If you forget caps (which I've done many times) you can get creative with supplies at work to improvise a bottle cap. Plastic wrap secured with a rubber band works well. One time I even used disposable food-grade plastic gloves secured with a rubber band over the bottle when there was no plastic wrap. Motherhood give you MacGyver skills.
+ Small towel. When I'm finished pumping I lay a towel across my lap before removing my pump parts to prevent dripping breast milk on my work clothes. See above re: special experience.
+ Wet wipes. To wipe any breast milk from the desk where I pump. You're welcome, fellow coworkers.
+ Large ziplock bag. I use this to store my pump parts between sessions.
+ Do not enter sign. I lock the door to the office where I pump but it's a spare office and someone could try to open the door with a key. See above re: special experience. To be extra cautious I printed out the message "Please do not enter when this sign is up" and post it outside the door when I'm pumping. The only rule on this is to not use comic sans font.
+ Laptop. Thanks to my hands-free pumping bra I can work while pumping.
+ Small cooler bag and ice pack. I throw the ice pack in the freezer when I get to work and use it to keep my milk cool on the way home. Throughout the day I store my pumped milk in the cooler bag in the office fridge.
Timing: I usually nurse Cedric before work between 6 - 7 am and get to the office between 8 - 9 am. I need to fit in three pump sessions before leaving work at 4:30 pm. I aim to pump in the 9 o'clock hour, 12 o'clock hour and then close to when I leave so at 3:30 or 4 pm. Working around meetings gets tricky so it's important to look at my daily schedule and plan ahead.
Location: I have two office mates so I use a spare office to pump. On occasion I've had meetings or obligations in other buildings and have had to find places to pump. This is what I call "adventures in pumping." Finding a female administrative assistant and asking about a spare office or contacting someone ahead of time to make arrangements is the best bet. Sometimes you'll be offered an office that has a window into the interior hallway. Other times it will be an office stacked with boxes and random things. See above re: special experience.
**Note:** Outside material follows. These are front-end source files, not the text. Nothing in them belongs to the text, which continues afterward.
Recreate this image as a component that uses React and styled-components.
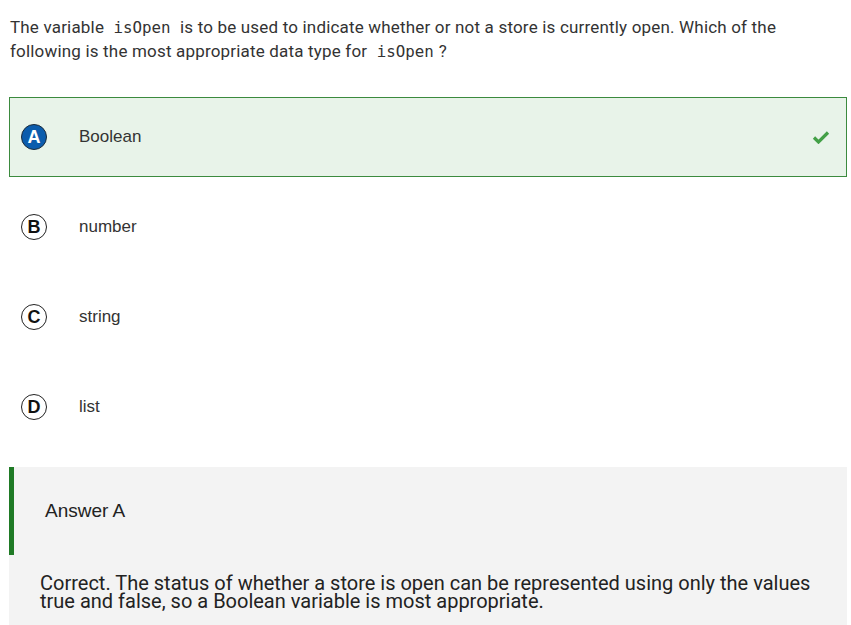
import React from 'react';
import styled, { createGlobalStyle } from 'styled-components';

const GlobalStyle = createGlobalStyle`
  body {
    margin: 0;
    background: #ffffff;
    font-family: Roboto, "Liberation Sans", sans-serif;
  }
`;

const Page = styled.div`
  width: 851px;
  padding: 15px 4px 0 9px;
  box-sizing: border-box;
`;

const Question = styled.p`
  max-width: 800px;
  margin: 0 0 34px 1px;
  font-size: 17px;
  line-height: 24px;
  letter-spacing: 0.18px;
  color: #333333;
`;

const Code = styled.code`
  font-family: "DejaVu Sans Mono", monospace;
  font-size: 15.8px;
  line-height: 1;
  letter-spacing: 0;
  padding: 0 5px;
`;

const Options = styled.div`
  display: flex;
  flex-direction: column;
  gap: 10px;
`;

const Option = styled.div`
  display: flex;
  align-items: center;
  height: 80px;
  box-sizing: border-box;
  padding: 0 16px 0 11px;
  border: 1px solid ${(p) => (p.$correct ? '#3b8a3e' : 'transparent')};
  background: ${(p) => (p.$correct ? '#e8f3e9' : 'transparent')};
  font-family: "Liberation Sans", Arial, sans-serif;
  font-size: 17px;
  color: #333333;
`;

const Letter = styled.span`
  width: 26px;
  height: 26px;
  border-radius: 50%;
  box-sizing: border-box;
  border: 1.5px solid ${(p) => (p.$selected ? '#1a2a3a' : '#222222')};
  background: ${(p) => (p.$selected ? '#0b5cad' : '#ffffff')};
  color: ${(p) => (p.$selected ? '#ffffff' : '#111111')};
  display: flex;
  align-items: center;
  justify-content: center;
  font-family: "Liberation Sans", Arial, sans-serif;
  font-weight: 700;
  font-size: 18px;
  flex-shrink: 0;
`;

const Label = styled.span`
  margin-left: 32px;
  flex: 1;
`;

const Answer = styled.div`
  margin-top: 20px;
  background: #f3f3f3;
`;

const AnswerHead = styled.div`
  height: 88px;
  display: flex;
  align-items: center;
  border-left: 5px solid #1f7a25;
  padding-left: 31px;
  font-family: "Liberation Sans", Arial, sans-serif;
  font-size: 19px;
  color: #222222;
`;

const Explanation = styled.p`
  margin: 0;
  padding: 19px 20px 20px 31px;
  font-family: Roboto, sans-serif;
  font-size: 20px;
  line-height: 18px;
  color: #222222;
`;

const Check = () => (
  <svg width="18" height="14" viewBox="0 0 18 14">
    <path d="M2 7.5 L6.5 12 L16 2.5" fill="none" stroke="#43a047" strokeWidth="3.2" />
  </svg>
);

const options = [
  { key: 'A', text: 'Boolean', correct: true },
  { key: 'B', text: 'number' },
  { key: 'C', text: 'string' },
  { key: 'D', text: 'list' },
];

export default function App() {
  return (
    <Page>
      <GlobalStyle />
      <Question>
        The variable <Code>isOpen</Code> is to be used to indicate whether or not a store is
        currently open. Which of the following is the most appropriate data type for{' '}
        <Code>isOpen</Code>?
      </Question>
      <Options>
        {options.map((o) => (
          <Option key={o.key} $correct={o.correct}>
            <Letter $selected={o.correct}>{o.key}</Letter>
            <Label>{o.text}</Label>
            {o.correct && <Check />}
          </Option>
        ))}
      </Options>
      <Answer>
        <AnswerHead>Answer A</AnswerHead>
        <Explanation>
          Correct. The status of whether a store is open can be represented using only the values
          true and false, so a Boolean variable is most appropriate.
        </Explanation>
      </Answer>
    </Page>
  );
}
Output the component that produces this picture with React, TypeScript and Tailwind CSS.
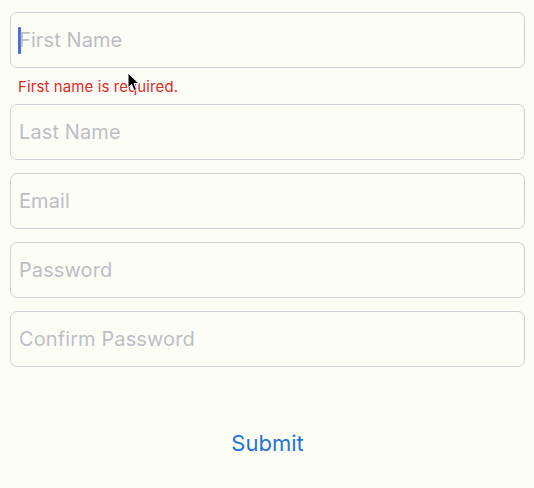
import React from "react";

const fields = ["Last Name", "Email", "Password", "Confirm Password"];

export default function App() {
  return (
    <div
      className="relative w-[534px] h-[488px] bg-[#fdfdf8] overflow-hidden"
      style={{ fontFamily: "Inter, 'Noto Sans', sans-serif" }}
    >
      <div className="flex flex-col pl-[10px] pr-[9px] pt-[12px]">
        <div className="relative h-[56px] rounded-[7px] border border-[#cfcfd6] flex items-center pl-[7px]">
          <div className="w-[3px] h-[27px] bg-[#4a6ee0] rounded-[1px]" />
          <span className="text-[20px] text-[#bdbdc4] -ml-[2px] tracking-[0.1px]">First Name</span>
        </div>
        <div className="h-[36px] flex items-center pl-[8px] pt-[2px]">
          <span className="text-[15px] text-[#dd2a22] tracking-[0.1px]">First name is required.</span>
        </div>
        <div className="flex flex-col gap-[13px]">
          {fields.map((f) => (
            <div
              key={f}
              className="h-[56px] rounded-[7px] border border-[#cfcfd6] flex items-center pl-[8px]"
            >
              <span className="text-[20px] text-[#bdbdc4] tracking-[0.1px]">{f}</span>
            </div>
          ))}
        </div>
        <div className="flex justify-center mt-[60px]">
          <span className="text-[22px] text-[#1f74d6]">Submit</span>
        </div>
      </div>
      <svg
        className="absolute left-[127px] top-[72px]"
        width="13"
        height="20"
        viewBox="0 0 13 20"
      >
        <path
          d="M1 1 L1 16 L4.5 12.5 L7 18.5 L9.5 17.5 L7 11.5 L12 11.5 Z"
          fill="#000"
          stroke="#fff"
          strokeWidth="1"
          strokeLinejoin="round"
        />
      </svg>
    </div>
  );
}
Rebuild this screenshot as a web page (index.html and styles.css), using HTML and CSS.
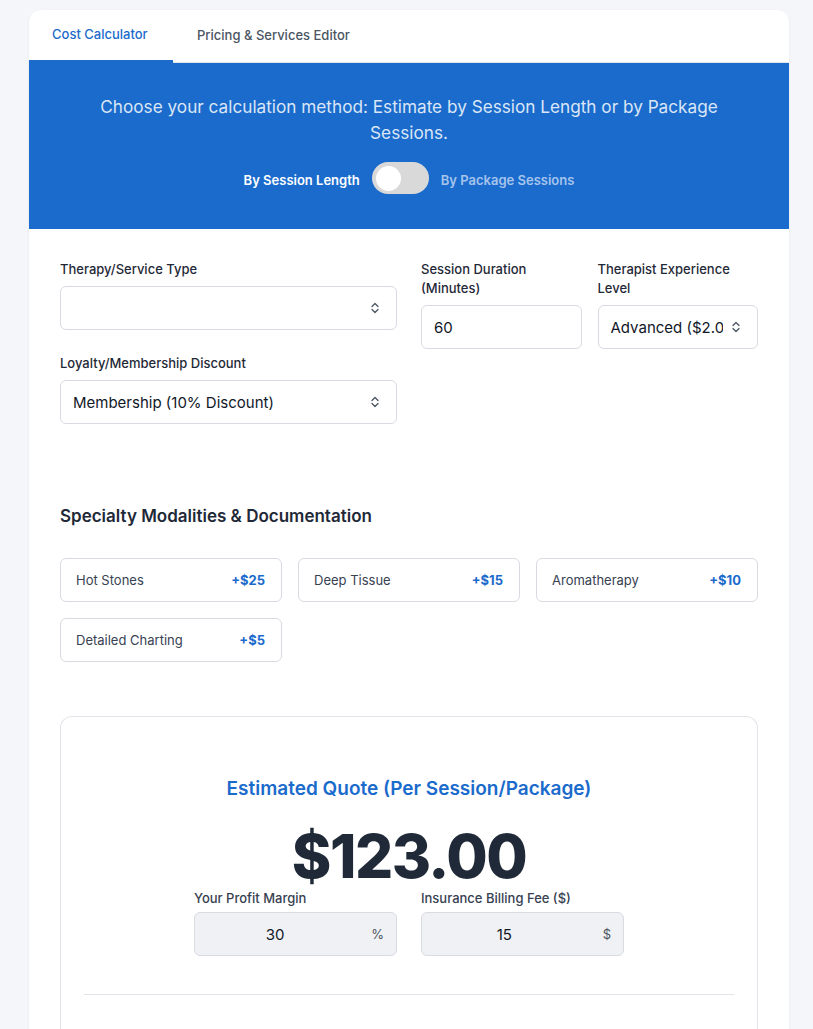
FILE: index.html
```html
<!DOCTYPE html>
<html>
<head>
<meta charset="utf-8">
<link rel="stylesheet" href="styles.css">
</head>
<body>
<div class="card">
  <div class="tabs">
    <div class="tab active">Cost Calculator</div>
    <div class="tab">Pricing &amp; Services Editor</div>
  </div>
  <div class="banner">
    <p class="banner-text">Choose your calculation method: Estimate by Session Length or by Package Sessions.</p>
    <div class="toggle-row">
      <span class="toggle-label on">By Session Length</span>
      <span class="toggle"><span class="knob"></span></span>
      <span class="toggle-label off">By Package Sessions</span>
    </div>
  </div>
  <div class="content">
    <div class="fields">
      <div class="col-left">
        <div class="field">
          <label class="label">Therapy/Service Type</label>
          <div class="select"><span class="select-text"></span>
            <svg class="chev" width="10" height="14" viewBox="0 0 10 14"><path d="M2 5.5L5 2.5L8 5.5M2 8.5L5 11.5L8 8.5" fill="none" stroke="#4b5563" stroke-width="1.3" stroke-linecap="round" stroke-linejoin="round"/></svg>
          </div>
        </div>
        <div class="field">
          <label class="label">Loyalty/Membership Discount</label>
          <div class="select"><span class="select-text">Membership (10% Discount)</span>
            <svg class="chev" width="10" height="14" viewBox="0 0 10 14"><path d="M2 5.5L5 2.5L8 5.5M2 8.5L5 11.5L8 8.5" fill="none" stroke="#4b5563" stroke-width="1.3" stroke-linecap="round" stroke-linejoin="round"/></svg>
          </div>
        </div>
      </div>
      <div class="col-right">
        <div class="field">
          <label class="label">Session Duration (Minutes)</label>
          <div class="input"><span class="select-text">60</span></div>
        </div>
        <div class="field">
          <label class="label">Therapist Experience Level</label>
          <div class="select"><span class="select-text">Advanced ($2.00/min)</span>
            <svg class="chev" width="10" height="14" viewBox="0 0 10 14"><path d="M2 5.5L5 2.5L8 5.5M2 8.5L5 11.5L8 8.5" fill="none" stroke="#4b5563" stroke-width="1.3" stroke-linecap="round" stroke-linejoin="round"/></svg>
          </div>
        </div>
      </div>
    </div>

    <h2 class="section-title">Specialty Modalities &amp; Documentation</h2>
    <div class="mods">
      <div class="mod"><span>Hot Stones</span><span class="price">+$25</span></div>
      <div class="mod"><span>Deep Tissue</span><span class="price">+$15</span></div>
      <div class="mod"><span>Aromatherapy</span><span class="price">+$10</span></div>
      <div class="mod"><span>Detailed Charting</span><span class="price">+$5</span></div>
    </div>

    <div class="quote">
      <h3 class="quote-title">Estimated Quote (Per Session/Package)</h3>
      <div class="amount">$123.00</div>
      <div class="adjust">
        <div class="field">
          <label class="label small">Your Profit Margin</label>
          <div class="num"><span class="num-val">30</span><span class="suffix">%</span></div>
        </div>
        <div class="field">
          <label class="label small">Insurance Billing Fee ($)</label>
          <div class="num"><span class="num-val">15</span><span class="suffix">$</span></div>
        </div>
      </div>
      <hr class="divider">
    </div>
  </div>
</div>
</body>
</html>
```

FILE: styles.css
```css
* { box-sizing: border-box; }
html, body { margin: 0; padding: 0; }
body {
  background: #f5f6fa;
  font-family: Inter, "Noto Sans", sans-serif;
  color: #1f2937;
  padding: 10px 24px 0 29px;
}
.card {
  width: 760px;
  background: #fff;
  border-radius: 12px 12px 0 0;
  box-shadow: 0 1px 3px rgba(0,0,0,0.06);
  overflow: hidden;
}
.tabs {
  display: flex;
  height: 53px;
  border-bottom: 1px solid #dfe3ea;
}
.tab {
  padding: 0 23px 2px;
  font-size: 13px;
  font-weight: 500;
  color: #4b5563;
  display: flex;
  align-items: center;
  border-bottom: 2px solid transparent;
  margin-bottom: -1px;
}
.tab.active {
  color: #1a6bcc;
  border-bottom: 3px solid #1a6bcc;
  width: 144px;
}
.tab + .tab { padding-left: 24px; }
.banner {
  background: #1a6bcc;
  padding: 31px 32px 35px;
  text-align: center;
}
.banner-text {
  margin: 0 auto;
  font-size: 17.2px;
  line-height: 26px;
  color: #dbe6f6;
  max-width: 640px;
}
.toggle-row {
  display: flex;
  justify-content: center;
  align-items: center;
  gap: 12px;
  margin-top: 16px;
}
.toggle-label { font-size: 13px; font-weight: 600; padding-top: 4px; }
.toggle-label.on { color: #fff; }
.toggle-label.off { color: #a6c4ec; }
.toggle {
  width: 57px;
  height: 32px;
  border-radius: 16px;
  background: #d9d9d9;
  display: flex;
  align-items: center;
  padding: 0 4px;
}
.knob {
  width: 25px;
  height: 25px;
  border-radius: 50%;
  background: #fff;
}
.content { padding: 31px 31px 0; }
.fields {
  display: grid;
  grid-template-columns: minmax(0, 1fr) minmax(0, 1fr);
  gap: 24px;
}
.col-left { display: flex; flex-direction: column; gap: 24px; }
.col-right { display: grid; grid-template-columns: minmax(0, 1fr) minmax(0, 1fr); gap: 16px; align-items: start; }
.field { display: flex; flex-direction: column; }
.label {
  font-size: 13px;
  font-weight: 500;
  line-height: 19px;
  color: #1f2937;
  margin-bottom: 7px;
}
.select, .input {
  height: 44px;
  border: 1px solid #d8dbe1;
  border-radius: 6px;
  display: flex;
  align-items: center;
  padding: 0 16px 0 12px;
  background: #fff;
}
.select-text {
  flex: 1;
  min-width: 0;
  font-size: 15px;
  color: #111827;
  white-space: nowrap;
  overflow: hidden;
  margin-right: 8px;
}
.chev { flex: none; }
.section-title {
  font-size: 17px;
  font-weight: 600;
  margin: 81px 0 31px;
  line-height: 22px;
  color: #1f2937;
}
.mods {
  display: grid;
  grid-template-columns: repeat(3, 1fr);
  gap: 16px;
}
.mod {
  height: 44px;
  border: 1px solid #d8dbe1;
  border-radius: 6px;
  display: flex;
  align-items: center;
  justify-content: space-between;
  padding: 0 16px 0 15px;
  font-size: 13px;
  color: #374151;
}
.price { color: #1a6bcc; font-weight: 700; }
.quote {
  margin-top: 54px;
  border: 1px solid #e2e4e9;
  border-radius: 12px 12px 0 0;
  padding: 59px 23px 0;
  border-bottom: none;
  height: 330px;
}
.quote-title {
  margin: 0;
  text-align: center;
  font-size: 19px;
  line-height: 26px;
  font-weight: 600;
  color: #1a6bcc;
}
.amount {
  text-align: center;
  font-size: 60px;
  font-weight: 800;
  line-height: 60px;
  letter-spacing: -1.5px;
  color: #1f2937;
  margin-top: 24px;
  margin-bottom: 3px;
}
.adjust {
  display: grid;
  grid-template-columns: 1fr 1fr;
  gap: 24px;
  width: 430px;
  margin: 0 auto;
}
.label.small { color: #374151; margin-bottom: 4px; }
.num {
  height: 44px;
  border: 1px solid #d8dbe1;
  border-radius: 6px;
  background: #f0f1f4;
  display: flex;
  align-items: center;
  padding: 0 12px 0 0;
  font-size: 15px;
}
.num-val { flex: 1; text-align: center; padding-right: 28px; padding-left: 12px; color: #111827; }
.suffix { font-size: 13px; color: #4b5563; }
.divider {
  border: none;
  border-top: 1px solid #e2e4e9;
  margin: 38px 0 0;
}
```
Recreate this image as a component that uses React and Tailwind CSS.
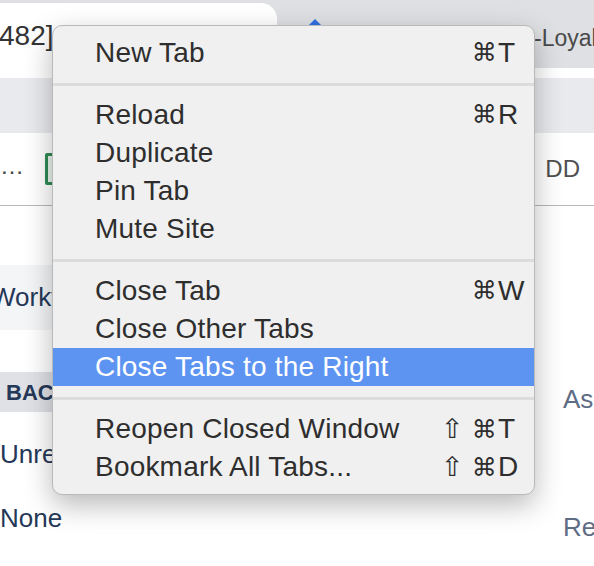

Pumping wrap up: After pumping I spread my towel in my lap and remove the bottles and breastshields. I consolidate the milk into one bottle (I never have enough that I need two bottles) and put the cap on. I put the breastshields and the empty used bottle into my Ziplock bag and seal it. Then I get work-appropriate again (ahem, put on my shirt) and pack up my laptop, hands-free bra, towel and pump. I wipe down the desk area where I pumped before leaving.
Cleaning: I used to sanitize my pump parts in the microwave after each pump until I learned about the refrigerator method. Take note, this saves so much time! After pumping and consolidating my milk I'm left with one bottle of pumped milk and then an empty used bottle and the pump parts. The empty bottle and pump parts go into my Ziplock bag. I take the Ziplock bag of pump parts + bottle to the kitchen or bathroom sink and rise everything, including the bag, with hot water. Then I put everything back in the bag and seal it. Then I put the whole Ziplock bag in the fridge when I put my milk in the fridge. The next time I pump, I just grab the parts from the fridge. With this method I end up with three bottles of milk at the end of the day and one used but empty bottle in my Ziplock bag.
I didn't understand the reasoning behind this process at first but it follows the same principle as storing milk in the fridge. Keeping milk in the fridge keeps it from spoiling. By keeping pump parts in the fridge you're preventing any bits of milk on them from spoiling and so you can skip washing with soap or sanitizing. By rinsing them ahead of time I'm taking extra precaution. I feel comfortable storing my parts this way during the day and have never had issues. At the end of each day I take home my pump parts and wash them with hot water and soap. Yes, the pump parts are a little bit cold when I start pumping but it doesn't bother me and they quickly warmup.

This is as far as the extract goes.